First we tried a C preprocessor, as that's precisely the type of thing we needed, but it didn't take more than 15 minutes to determine that it was unsuitable for the job. Summary: C preprocessors make a mess of non-C code by injecting it with C-isms like #line markers or, in the case of GCC, a GNU license header. If gcc's preprocessor could have been taught to emit only its filtered inputs, without irrelevant other content, the story would have ended there and much subsequent effort could have been spared.

The SQLite project has a strong culture of "keep it simple" and "don't be shy about writing your own tools", instilled the hard way over 2.5 decades, and that culture has seeped into me in my time there. My built-in tendency, however, is to over-engineer everything, even otherwise simple shell scripts, a fault at odds with The SQLite Way. Even so... we needed a preprocessor, or something like it.

For logistical reasons, the choices had to come down to Tcl, dependency-free C, or the core Unix tools like sed, awk, and sh. A large handful of Tcl scripts already generate the core of SQLite, some much like a very-specific-purpose preprocessor. At the time, my Tcl-fu was not strong enough for me to confidently pull off my envisioned tool in Tcl. Maintaining JS code using shell scripts was, and remains, simply unappealing. So C became the implementation route of choice.

Writing dependency-free C code can be somewhat tedious, as one invariably ends up re-inventing the same set of utillity code, like a memory buffer class and a function to read in a file's whole contents at once (possibly into one of those buffers). In this case we'd also need a hashtable early on and, sigh, it would have to be written3.

It turns out, though, that we could use sqlite3.h and still be effectively dependency-free because this tool would be embedded in SQLite's own tree. How convenient! Long story short: being able to use an in-memory db as a hashtable was a huge time-saver and had further downstream benefits.

So work began on the preprocessor with the self-imposed restriction that it do only what we need, and not (contrary to my core nature!) be designed as a generic, client-agnostic, tool. That meant, for example, that it would use only global state, read only from a single file handle, and write only to one file handle. (Whereas my natural tendency would be to abstract the I/O channel into a client-extensible interface, taking up more code, more time, and adding a feature we ultimately wouldn't use. Sigh.)

And thus c-pp was born.

c-pp has proven invaluable for its initial role. SQLite has, as of late 2025, some 8 or 10 different JS builds, all from the same core source files, and that would have been nigh impossible for our tiny team to reliably manage without some sort of source-filtering tool.

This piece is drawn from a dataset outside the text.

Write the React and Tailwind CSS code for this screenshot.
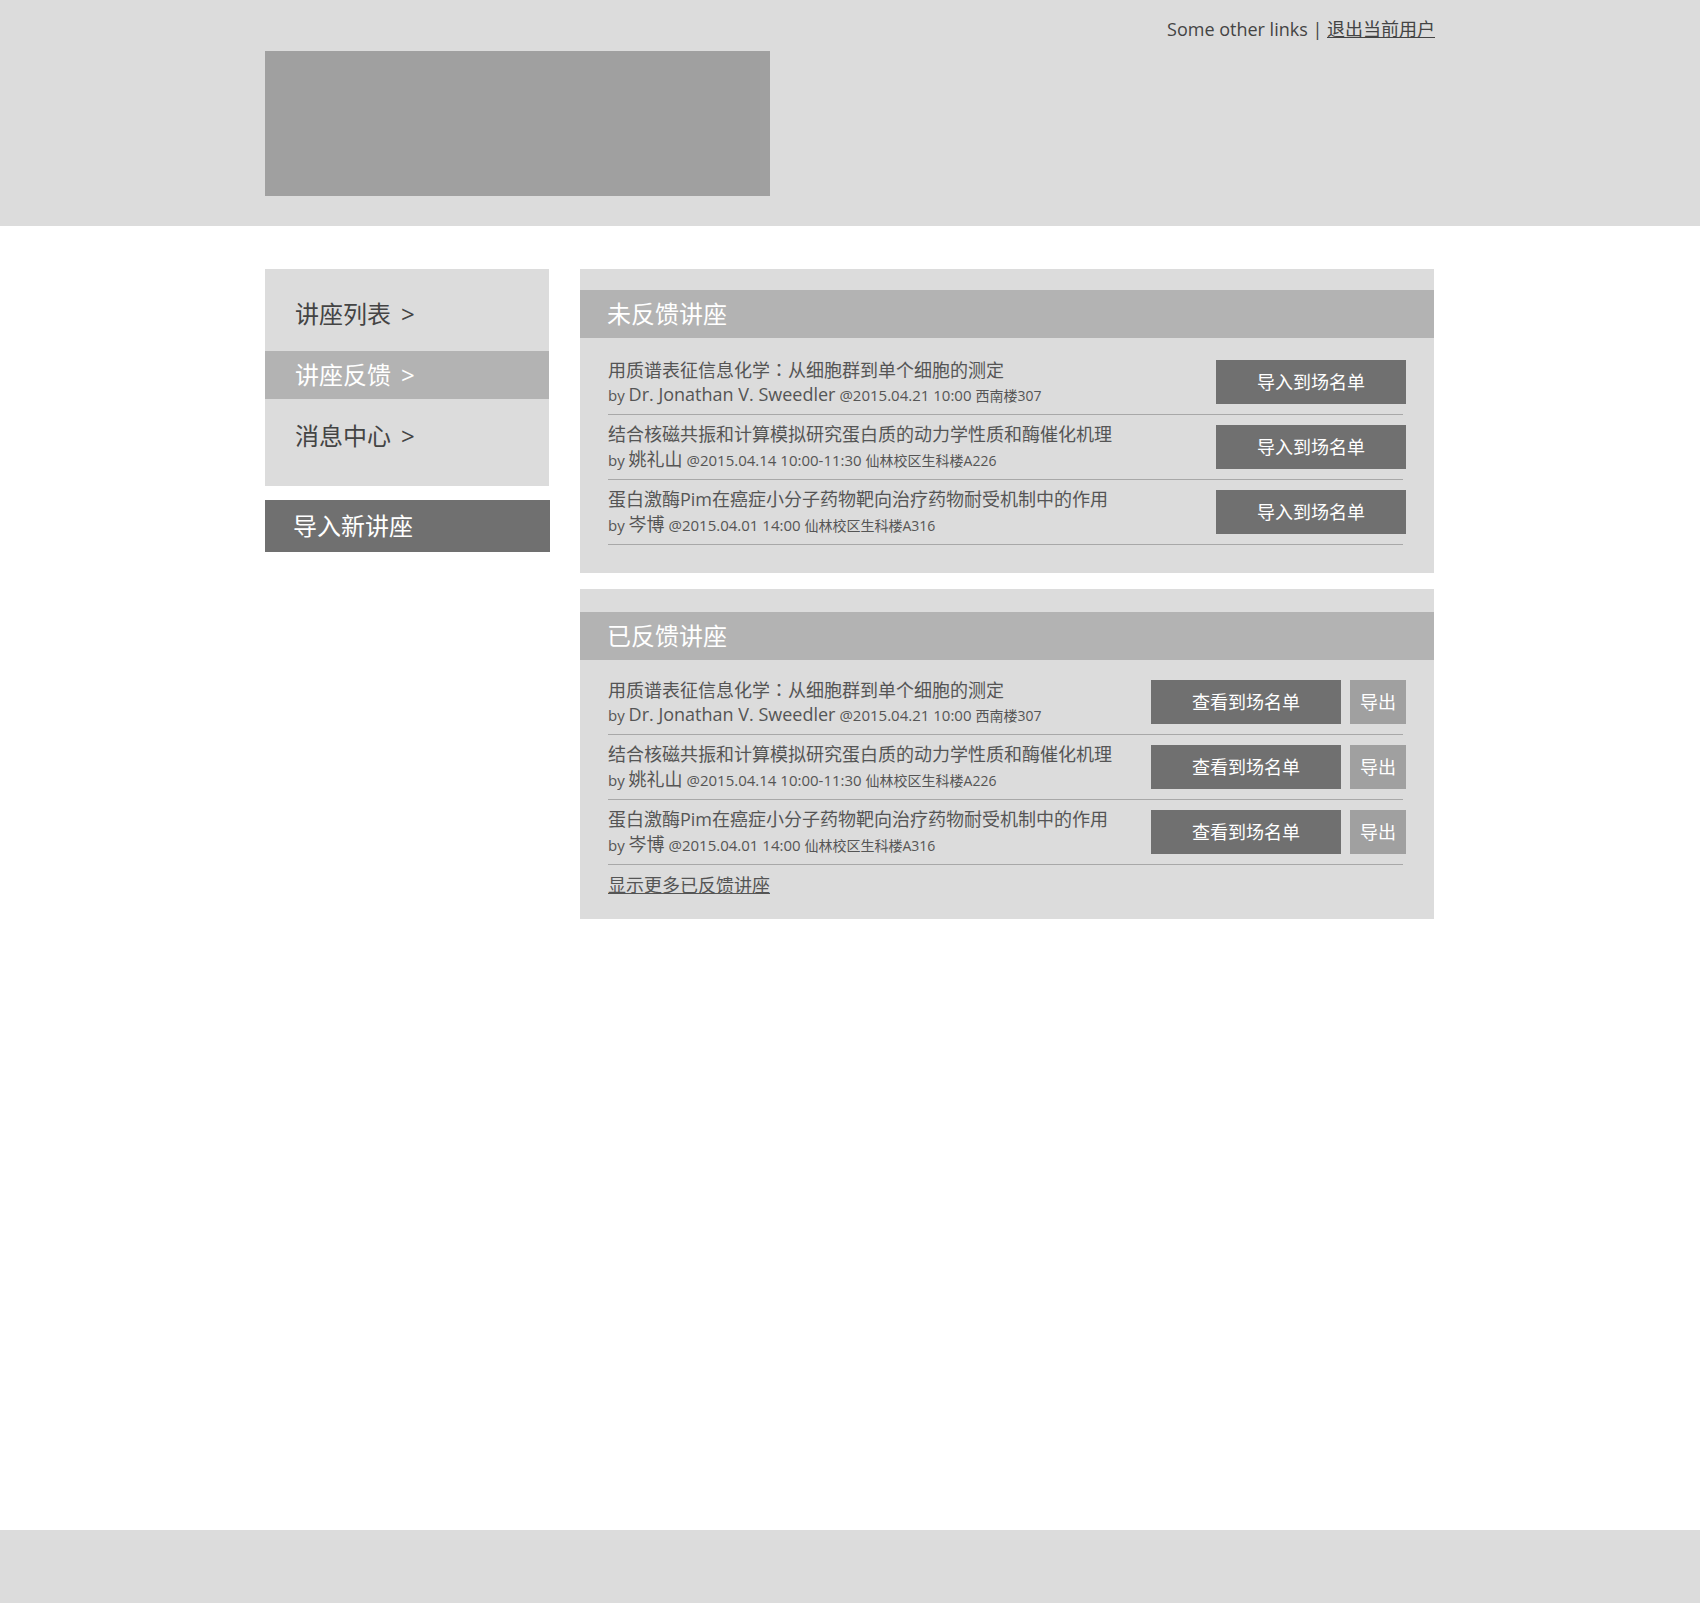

At some point my natural urge to over-engineer got the best of me and c-pp was refactored from a single-purpose monolithic app into a client-agnostic library, quickly more than tripling in code and docs. It would be difficult to justify adding that sort of complexity and code bloat to the SQLite tree, given that that tree needs exactly none of it, so the original/"lite" version is maintained over in the lite branch, tweaked only insofar as necessary for SQLite-side JS maintenance.

The trunk branch, contrariwise, is where my over-engineering gets to run rampant without risk to the SQLite JS builds. Some of the remnants of the c-pp's orignal monolithic-app shape are still visible in its interface and code, but the trunk version has become a significantly different thing than its predecessor.

But why? Why do we need an over-engineered, client-extensible preprocessor?

We don't. Spoiler alert: i don't, either! The world has lots of problems and the ones this project ostensibly solves aren't among them. It is done because it interests me to do, and for no other reason.

Potential TODOs

  • Add the ability to persist the db? "The problem" with that is that the schema would then be "public", so couldn't be modified without some hassle. This would allow us to build up a db of values before processing, e.g. via a configure script. What could we really do with it, anyway?

  • Maybe #/* and #*/ as comment blocks. #if 0 works fine, though.

  • Maybe a #db directive with operations like:

    • #db open filename as dbName
    • #db trace dbName ?expanded? to filename (would be especially helpful)
    • #db trace dbName off
    • #db query dbName ... (as for #query)
    • #db close dbName

Reminders to self...

Currently none.


  1. ^ C preprocessors, when running in comment-retention mode, tend to inject # characters all over the place and may do silly things like automatically include compiler-specific headers and emit the comments from those. e.g. using gcc -E -CC will include a gcc-internal header and emit a GPL license header in the output. e.g. try:
    $ echo 'extern int x;' > y.c; gcc -E -CC y.c
  2. ^ We do not use a default of # because some source files this tool was initially designed to handle have lines which start with that (JavaScript class private members). In that particular tree we use a delimiter of //#. Even so, the docs use # because it's easier on the eyes than the real default is.
  3. ^ Writing hashtables is one of those things which becomes tedious the fourth of fifth time around.